Surprisingly, there haven’t been very many RCTs on this subject, but in fact, two separate meta-analyses of RCTs showed no correlation with weight gain at all. Instead, they found a relationship with modest weight loss.

Based on these findings, I would infer that artificial sweeteners on their own do not cause any weight gain, but rather the associated factors that are commonly correlated with artificial sweeteners can be involved with weight gain.

Considering the laws of thermodynamics and bodyweight (energy in vs. energy out), generally speaking, you need to consume more calories than you burn to increase body weight. Artificial sweeteners themselves contain no calories so it wouldn’t make sense that they would cause a gain in weight, therefore any weight gain associated with them would have to be coming from other correlated factors.

Artificial Sweeteners and Weight Loss

If you’re the type of person who thinks that simply drinking diet beverages is the exclusive answer to your weight loss goals, then you’re probably in the group that keeps gaining weight just like in those observational studies.

The concept of artificial sweeteners do have a place in weight loss strategies as a tool to reduce total number of calories and also total amount of simple sugars for people who are paying attention to those details. The negative metabolic effects of large quantities of sugar are without question. When compared to a diet already full of sugar, the use of an artificial sweetener as a substitute can help alleviate those negative attributes.

Surprisingly however, the research studies don’t compare the use of artificial sweeteners to sugar, they typically compare it to a placebo. This is a shortcoming in itself because nobody is simply drinking water and thinking to themselves, “if I only added some artificial sweeteners I could lose some weight”.

It is unfair to conclude that artificial sweeteners are responsible for weight gain when compared to sugar if the research isn’t even studying the two concurrently. The addition of artificial sweeteners to diets poses no benefit for weight loss or reduced weight gain without energy restriction. So just like there is no research showing artificial sweeteners cause fat gain, there also is no research showing they cause fat loss themselves either.

In reality they can be used as a valid method to transition off of sugar for those interested in a sensible diet and exercise program.

Any analysis that would compare artificial sweeteners use to the equivalency in sugar would have drastically different results on multiple levels than those using a placebo as a control group.

Consuming real sugar instead of artificial sweeteners can have significantly negative health effects as they have been positively associated with obesity, metabolic syndrome, cardiovascular disease and diabetes.

Whereas artificial sweeteners contain no calories, sugar contains a full 4 calories per gram. With the average juice box or can of soda containing around 40-50g of sugar, that’s an extra 150-200 calories per drink just from sugar alone.

So all things considered, when comparing the consumption of sugar to artificial sweeteners, if you keep the rest of your diet and training the same, you will achieve a greater overall calorie deficit and in that case artificial sweeteners can help you achieve fat loss goals, reducing your total carbohydrate and calorie intake for the day.

The Bottom Line on Artificial Sweeteners and Weight Loss

As it stands, based on the available research today artificial sweeteners show promise in their intended purpose to be used as a healthy alternative to sugar, helping reduce total carbohydrate and calorie intake.
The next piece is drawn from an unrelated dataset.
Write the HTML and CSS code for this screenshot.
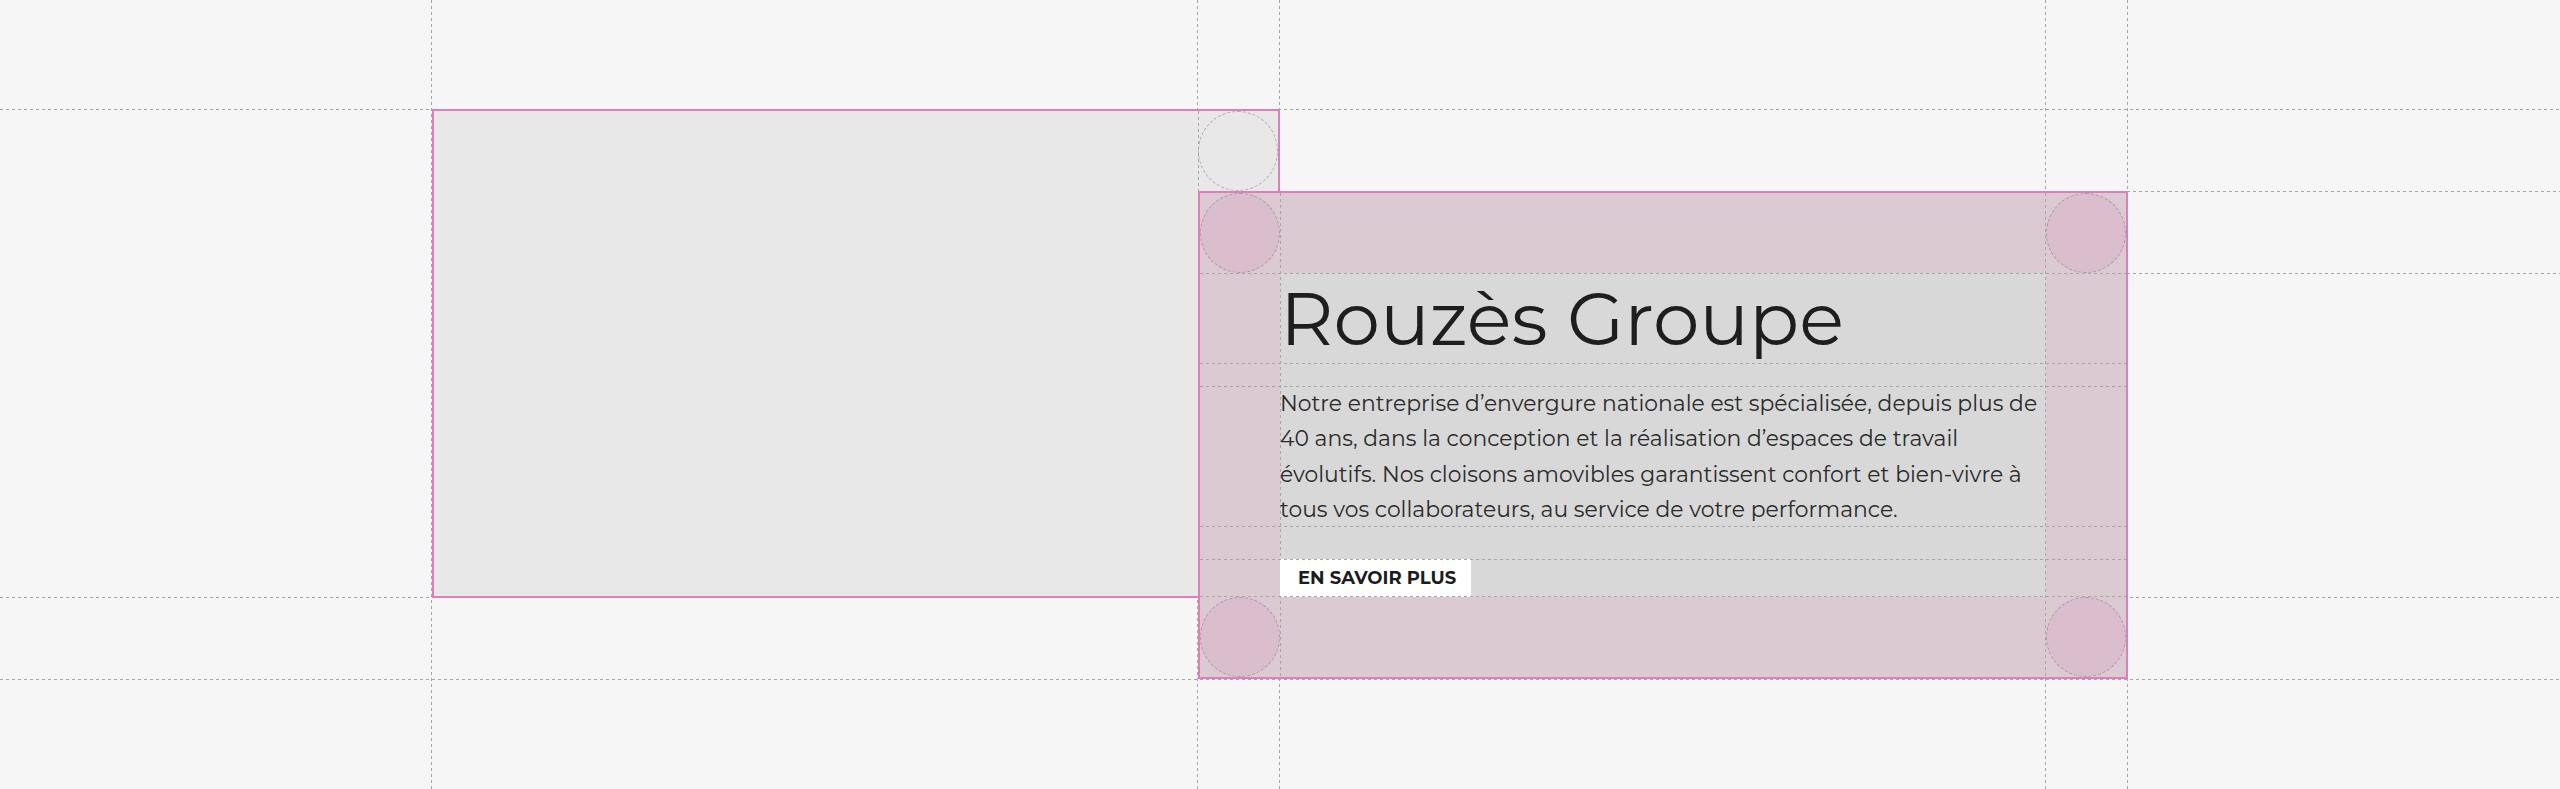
FILE: index.html
```html
<!DOCTYPE html>
<html lang="fr">
<head>
    <meta charset="UTF-8">
    <meta name="viewport" content="width=device-width, initial-scale=1.0">
    <title>Rouzès Groupe</title>
    <link rel="stylesheet" href="styles.css">
</head>
<body>
    <div class="canvas">
        <!-- guides de la grille -->
        <div class="guides">
            <span class="guide-h" style="top:109px"></span>
            <span class="guide-h from-card" style="top:191px"></span>
            <span class="guide-h from-card" style="top:273px"></span>
            <span class="guide-h" style="top:597px"></span>
            <span class="guide-h" style="top:679px"></span>
            <span class="guide-v" style="left:431px"></span>
            <span class="guide-v" style="left:1197px"></span>
            <span class="guide-v" style="left:1279px"></span>
            <span class="guide-v" style="left:2045px"></span>
            <span class="guide-v" style="left:2127px"></span>
        </div>

        <div class="frame media">
            <span class="media-guide"></span>
            <span class="corner tr"></span>
        </div>

        <section class="frame card">
            <span class="corner tl"></span>
            <span class="corner tr"></span>
            <span class="corner bl"></span>
            <span class="corner br"></span>

            <div class="card-body">
                <h1 class="card-title guided">Rouzès Groupe</h1>
                <p class="card-text guided">Notre entreprise d’envergure nationale est spécialisée, depuis plus de 40 ans, dans la conception et la réalisation d’espaces de travail évolutifs. Nos cloisons amovibles garantissent confort et bien-vivre à tous vos collaborateurs, au service de votre performance.</p>
                <div class="card-actions guided">
                    <a href="#" class="btn">EN SAVOIR PLUS</a>
                </div>
            </div>
        </section>
    </div>
</body>
</html>
```

FILE: styles.css
```css
* {
    box-sizing: border-box;
}
body {
    margin: 0;
    background-color: #f6f6f6;
    font-family: 'Montserrat', 'Inter', sans-serif;
    overflow: hidden;
}
.canvas {
    position: relative;
    height: 789px;
    display: grid;
    grid-template-columns: 432px 766px 82px 766px 82px 1fr;
    grid-template-rows: 109px 82px 407px 81px 1fr;
}

/* lignes pointillées */
.guides {
    position: absolute;
    inset: 0;
    pointer-events: none;
}
.guide-h, .guide-v,
.guided::before, .guided::after,
.card-body::before, .card-body::after,
.media-guide {
    position: absolute;
    content: '';
}
.guide-h, .guided::before, .guided::after {
    height: 1px;
    background: repeating-linear-gradient(to right, #a6a6a6 0 3px, transparent 3px 6px);
}
.guide-v, .card-body::before, .card-body::after, .media-guide {
    width: 1px;
    background: repeating-linear-gradient(to bottom, #a6a6a6 0 3px, transparent 3px 6px);
}
.guide-h {
    left: 0;
    right: 0;
}
.guide-h.from-card {
    left: 1197px;
}
.guide-v {
    top: 0;
    bottom: 0;
}

/* cadres */
.frame {
    position: relative;
    border: 2px solid #e27db9;
}
.media {
    grid-column: 2 / 4;
    grid-row: 2 / 4;
    background-color: #e8e8e8;
    z-index: 1;
}
.media-guide {
    top: 0;
    bottom: 0;
    right: 79px;
}
.card {
    grid-column: 3 / 6;
    grid-row: 3 / 5;
    padding: 80px;
    background-color: #dbcad2;
    z-index: 2;
}

.corner {
    position: absolute;
    width: 80px;
    height: 80px;
    border: 1px dashed #a8979f;
    border-radius: 50%;
    background-color: rgba(214, 160, 193, 0.28);
}
.media .corner {
    border-color: #ababab;
    background-color: transparent;
}
.corner.tl { top: 0; left: 0; }
.corner.tr { top: 0; right: 0; }
.corner.bl { bottom: 0; left: 0; }
.corner.br { bottom: 0; right: 0; }

/* contenu */
.card-body {
    position: relative;
    height: 100%;
    background-color: #d8d8d8;
    display: flex;
    flex-direction: column;
}
.card-body::before, .card-body::after {
    top: -80px;
    bottom: -80px;
}
.card-body::before {
    left: 0;
}
.card-body::after {
    right: 0;
}
.guided {
    position: relative;
}
.guided::before, .guided::after {
    left: -80px;
    right: -80px;
}
.guided::before {
    top: 0;
}
.guided::after {
    bottom: 0;
}

.card-title {
    margin: 0;
    height: 91px;
    font-size: 74px;
    font-weight: 400;
    line-height: 91px;
    color: #1e1e1e;
    white-space: nowrap;
}
.card-text {
    margin: 22px 0 0 0;
    font-size: 21.85px;
    line-height: 35.25px;
    color: #2b2b2b;
}
.card-actions {
    margin-top: 32px;
    height: 38px;
}
.btn {
    display: inline-block;
    height: 38px;
    padding: 0 15px 0 18px;
    background-color: #ffffff;
    color: #1c1c1c;
    font-size: 18px;
    font-weight: 700;
    line-height: 38px;
    text-decoration: none;
}
```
When used properly with a sensible diet and exercise routine, sweeteners can be an effective strategy to help aid weight loss while still providing the sweet taste of sugars.

Any associations with artificial sweeteners and weight gain are likely due to correlated factors and confounding variables unable to be addressed in observational studies not the sweeteners themselves.

This being said there is no direct weight loss benefit to adding artificial sweeteners into your diet. So unless you are using them as an alternative to regular sugar consumption, there’s no need to introduce them. Sweeteners aren’t a quick-fix weight-loss trick that are suddenly going to ignite fat burning effects, but they certainly aren’t diabolic compounds designed to make you fat either.